* [Source material]:
START
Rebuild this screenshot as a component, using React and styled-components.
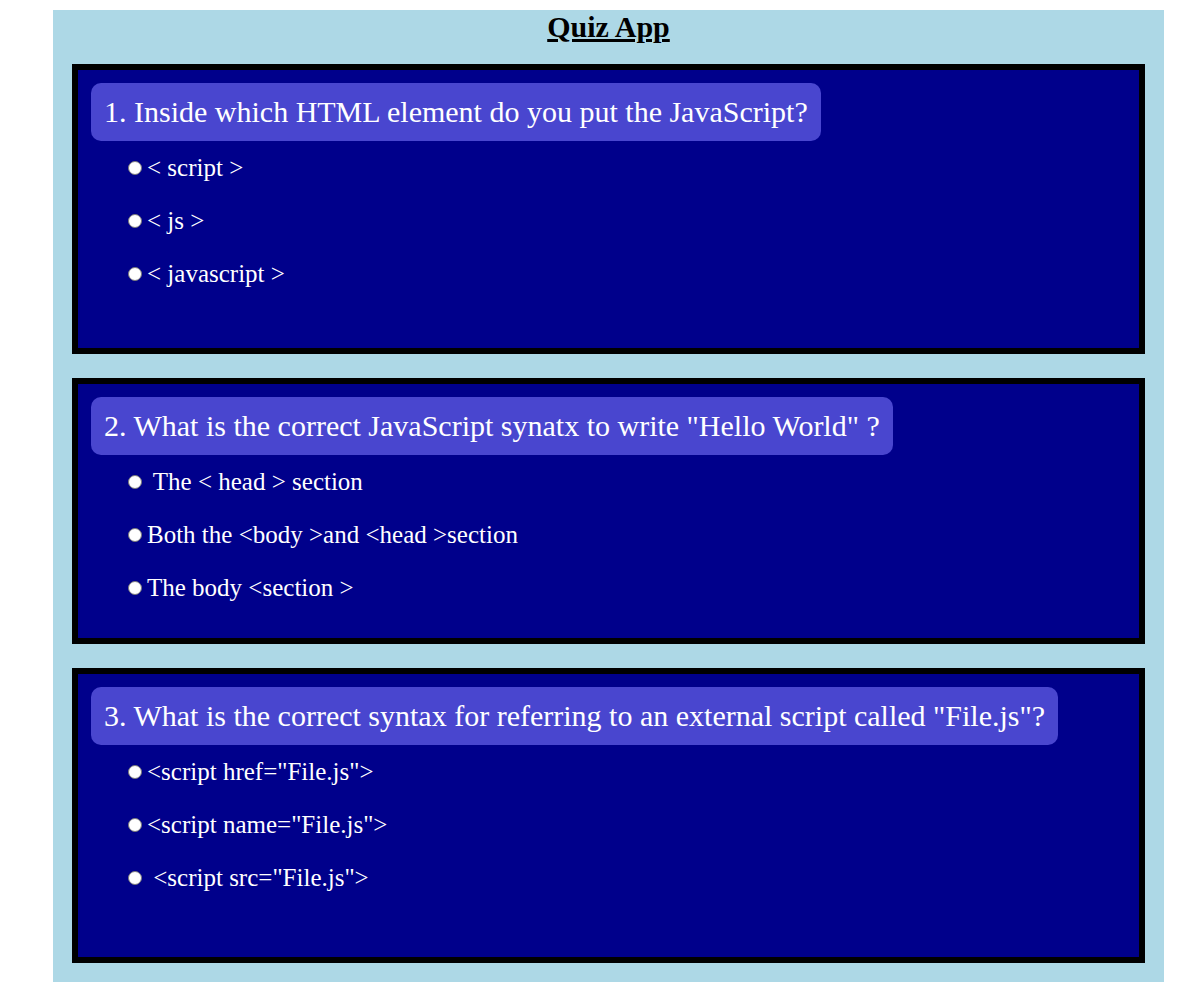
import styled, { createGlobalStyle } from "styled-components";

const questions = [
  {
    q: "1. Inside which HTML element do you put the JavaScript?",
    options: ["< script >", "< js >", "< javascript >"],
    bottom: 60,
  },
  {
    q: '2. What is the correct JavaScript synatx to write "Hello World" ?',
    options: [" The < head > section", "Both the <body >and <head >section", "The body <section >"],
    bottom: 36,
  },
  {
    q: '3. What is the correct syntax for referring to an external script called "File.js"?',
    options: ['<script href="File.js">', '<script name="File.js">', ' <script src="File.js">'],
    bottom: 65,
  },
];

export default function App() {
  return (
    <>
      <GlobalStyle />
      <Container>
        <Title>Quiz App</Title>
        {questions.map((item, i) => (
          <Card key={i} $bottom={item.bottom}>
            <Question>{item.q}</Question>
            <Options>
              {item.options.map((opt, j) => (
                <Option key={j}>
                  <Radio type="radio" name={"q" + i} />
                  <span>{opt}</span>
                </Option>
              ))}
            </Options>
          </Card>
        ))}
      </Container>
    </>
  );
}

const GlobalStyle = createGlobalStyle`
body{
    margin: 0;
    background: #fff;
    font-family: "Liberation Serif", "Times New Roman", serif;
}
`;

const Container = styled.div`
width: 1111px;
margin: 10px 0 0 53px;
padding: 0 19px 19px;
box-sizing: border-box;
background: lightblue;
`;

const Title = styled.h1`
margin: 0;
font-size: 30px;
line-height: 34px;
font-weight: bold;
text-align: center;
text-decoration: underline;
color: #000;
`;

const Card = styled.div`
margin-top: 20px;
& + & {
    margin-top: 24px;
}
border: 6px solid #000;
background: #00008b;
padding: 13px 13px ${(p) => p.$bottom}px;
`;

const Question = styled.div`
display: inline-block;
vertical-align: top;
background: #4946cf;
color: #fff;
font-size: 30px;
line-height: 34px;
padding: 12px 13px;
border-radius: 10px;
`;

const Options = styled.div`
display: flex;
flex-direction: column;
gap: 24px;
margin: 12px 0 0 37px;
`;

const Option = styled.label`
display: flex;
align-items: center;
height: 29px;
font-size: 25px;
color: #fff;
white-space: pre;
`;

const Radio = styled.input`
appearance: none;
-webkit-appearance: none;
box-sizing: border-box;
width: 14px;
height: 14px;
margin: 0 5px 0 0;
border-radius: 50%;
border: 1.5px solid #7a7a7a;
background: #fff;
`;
END
* [Aim]:
Copy the data character for character, but drop all pictures from the copy.

* [Correct response]:
Rebuild this screenshot as a component, using React and styled-components.
import styled, { createGlobalStyle } from "styled-components";

const questions = [
  {
    q: "1. Inside which HTML element do you put the JavaScript?",
    options: ["< script >", "< js >", "< javascript >"],
    bottom: 60,
  },
  {
    q: '2. What is the correct JavaScript synatx to write "Hello World" ?',
    options: [" The < head > section", "Both the <body >and <head >section", "The body <section >"],
    bottom: 36,
  },
  {
    q: '3. What is the correct syntax for referring to an external script called "File.js"?',
    options: ['<script href="File.js">', '<script name="File.js">', ' <script src="File.js">'],
    bottom: 65,
  },
];

export default function App() {
  return (
    <>
      <GlobalStyle />
      <Container>
        <Title>Quiz App</Title>
        {questions.map((item, i) => (
          <Card key={i} $bottom={item.bottom}>
            <Question>{item.q}</Question>
            <Options>
              {item.options.map((opt, j) => (
                <Option key={j}>
                  <Radio type="radio" name={"q" + i} />
                  <span>{opt}</span>
                </Option>
              ))}
            </Options>
          </Card>
        ))}
      </Container>
    </>
  );
}

const GlobalStyle = createGlobalStyle`
body{
    margin: 0;
    background: #fff;
    font-family: "Liberation Serif", "Times New Roman", serif;
}
`;

const Container = styled.div`
width: 1111px;
margin: 10px 0 0 53px;
padding: 0 19px 19px;
box-sizing: border-box;
background: lightblue;
`;

const Title = styled.h1`
margin: 0;
font-size: 30px;
line-height: 34px;
font-weight: bold;
text-align: center;
text-decoration: underline;
color: #000;
`;

const Card = styled.div`
margin-top: 20px;
& + & {
    margin-top: 24px;
}
border: 6px solid #000;
background: #00008b;
padding: 13px 13px ${(p) => p.$bottom}px;
`;

const Question = styled.div`
display: inline-block;
vertical-align: top;
background: #4946cf;
color: #fff;
font-size: 30px;
line-height: 34px;
padding: 12px 13px;
border-radius: 10px;
`;

const Options = styled.div`
display: flex;
flex-direction: column;
gap: 24px;
margin: 12px 0 0 37px;
`;

const Option = styled.label`
display: flex;
align-items: center;
height: 29px;
font-size: 25px;
color: #fff;
white-space: pre;
`;

const Radio = styled.input`
appearance: none;
-webkit-appearance: none;
box-sizing: border-box;
width: 14px;
height: 14px;
margin: 0 5px 0 0;
border-radius: 50%;
border: 1.5px solid #7a7a7a;
background: #fff;
`;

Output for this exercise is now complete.